**Short exercise:**
Your task is to copy the listing exactly, with the pictures left out.

**Listed records:**
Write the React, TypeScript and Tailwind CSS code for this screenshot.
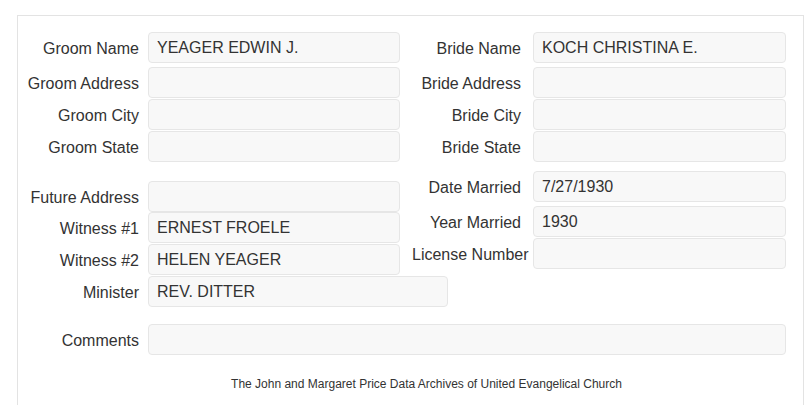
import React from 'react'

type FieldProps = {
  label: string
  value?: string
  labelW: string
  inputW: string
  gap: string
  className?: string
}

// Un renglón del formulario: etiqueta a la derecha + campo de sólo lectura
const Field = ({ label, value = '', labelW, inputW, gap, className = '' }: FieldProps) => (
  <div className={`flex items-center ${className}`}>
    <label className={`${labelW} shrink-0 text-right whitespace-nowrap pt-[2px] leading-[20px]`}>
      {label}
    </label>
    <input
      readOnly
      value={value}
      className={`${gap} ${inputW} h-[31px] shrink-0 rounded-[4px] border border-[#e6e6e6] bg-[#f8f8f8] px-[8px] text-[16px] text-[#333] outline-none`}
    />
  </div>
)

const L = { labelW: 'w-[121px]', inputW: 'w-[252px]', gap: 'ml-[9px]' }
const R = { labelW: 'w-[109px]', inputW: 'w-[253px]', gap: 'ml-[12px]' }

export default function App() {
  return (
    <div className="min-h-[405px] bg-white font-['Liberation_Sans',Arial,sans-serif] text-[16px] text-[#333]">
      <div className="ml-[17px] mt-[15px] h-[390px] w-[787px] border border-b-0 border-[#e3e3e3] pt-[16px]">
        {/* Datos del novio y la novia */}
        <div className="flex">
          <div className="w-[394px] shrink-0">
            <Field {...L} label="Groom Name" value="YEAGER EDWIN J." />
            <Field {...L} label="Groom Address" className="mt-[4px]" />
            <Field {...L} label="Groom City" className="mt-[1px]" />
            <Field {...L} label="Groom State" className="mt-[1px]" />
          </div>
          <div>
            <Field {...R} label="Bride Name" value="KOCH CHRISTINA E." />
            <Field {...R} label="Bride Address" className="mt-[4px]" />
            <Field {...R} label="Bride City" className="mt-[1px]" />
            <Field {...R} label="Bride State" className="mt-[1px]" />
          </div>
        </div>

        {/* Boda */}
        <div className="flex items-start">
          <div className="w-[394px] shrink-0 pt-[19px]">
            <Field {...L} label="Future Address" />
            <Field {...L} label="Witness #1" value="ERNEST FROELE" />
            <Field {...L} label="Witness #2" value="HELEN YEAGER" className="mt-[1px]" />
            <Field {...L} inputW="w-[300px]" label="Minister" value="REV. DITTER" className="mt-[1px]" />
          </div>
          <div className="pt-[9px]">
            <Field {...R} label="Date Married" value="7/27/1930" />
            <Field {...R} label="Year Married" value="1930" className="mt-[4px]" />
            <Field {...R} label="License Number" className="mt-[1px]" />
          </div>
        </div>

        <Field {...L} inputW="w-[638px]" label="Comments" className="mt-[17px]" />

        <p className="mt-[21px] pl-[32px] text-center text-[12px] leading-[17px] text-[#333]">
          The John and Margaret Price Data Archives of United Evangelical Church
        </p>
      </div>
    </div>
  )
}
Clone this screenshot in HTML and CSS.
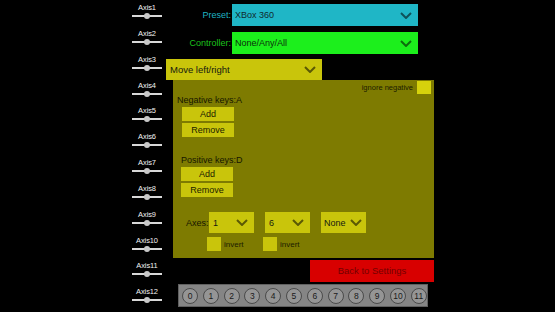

**Full output:**
Write the React, TypeScript and Tailwind CSS code for this screenshot.
import React from 'react'

type FieldProps = {
  label: string
  value?: string
  labelW: string
  inputW: string
  gap: string
  className?: string
}

// Un renglón del formulario: etiqueta a la derecha + campo de sólo lectura
const Field = ({ label, value = '', labelW, inputW, gap, className = '' }: FieldProps) => (
  <div className={`flex items-center ${className}`}>
    <label className={`${labelW} shrink-0 text-right whitespace-nowrap pt-[2px] leading-[20px]`}>
      {label}
    </label>
    <input
      readOnly
      value={value}
      className={`${gap} ${inputW} h-[31px] shrink-0 rounded-[4px] border border-[#e6e6e6] bg-[#f8f8f8] px-[8px] text-[16px] text-[#333] outline-none`}
    />
  </div>
)

const L = { labelW: 'w-[121px]', inputW: 'w-[252px]', gap: 'ml-[9px]' }
const R = { labelW: 'w-[109px]', inputW: 'w-[253px]', gap: 'ml-[12px]' }

export default function App() {
  return (
    <div className="min-h-[405px] bg-white font-['Liberation_Sans',Arial,sans-serif] text-[16px] text-[#333]">
      <div className="ml-[17px] mt-[15px] h-[390px] w-[787px] border border-b-0 border-[#e3e3e3] pt-[16px]">
        {/* Datos del novio y la novia */}
        <div className="flex">
          <div className="w-[394px] shrink-0">
            <Field {...L} label="Groom Name" value="YEAGER EDWIN J." />
            <Field {...L} label="Groom Address" className="mt-[4px]" />
            <Field {...L} label="Groom City" className="mt-[1px]" />
            <Field {...L} label="Groom State" className="mt-[1px]" />
          </div>
          <div>
            <Field {...R} label="Bride Name" value="KOCH CHRISTINA E." />
            <Field {...R} label="Bride Address" className="mt-[4px]" />
            <Field {...R} label="Bride City" className="mt-[1px]" />
            <Field {...R} label="Bride State" className="mt-[1px]" />
          </div>
        </div>

        {/* Boda */}
        <div className="flex items-start">
          <div className="w-[394px] shrink-0 pt-[19px]">
            <Field {...L} label="Future Address" />
            <Field {...L} label="Witness #1" value="ERNEST FROELE" />
            <Field {...L} label="Witness #2" value="HELEN YEAGER" className="mt-[1px]" />
            <Field {...L} inputW="w-[300px]" label="Minister" value="REV. DITTER" className="mt-[1px]" />
          </div>
          <div className="pt-[9px]">
            <Field {...R} label="Date Married" value="7/27/1930" />
            <Field {...R} label="Year Married" value="1930" className="mt-[4px]" />
            <Field {...R} label="License Number" className="mt-[1px]" />
          </div>
        </div>

        <Field {...L} inputW="w-[638px]" label="Comments" className="mt-[17px]" />

        <p className="mt-[21px] pl-[32px] text-center text-[12px] leading-[17px] text-[#333]">
          The John and Margaret Price Data Archives of United Evangelical Church
        </p>
      </div>
    </div>
  )
}
Clone this screenshot in HTML and CSS.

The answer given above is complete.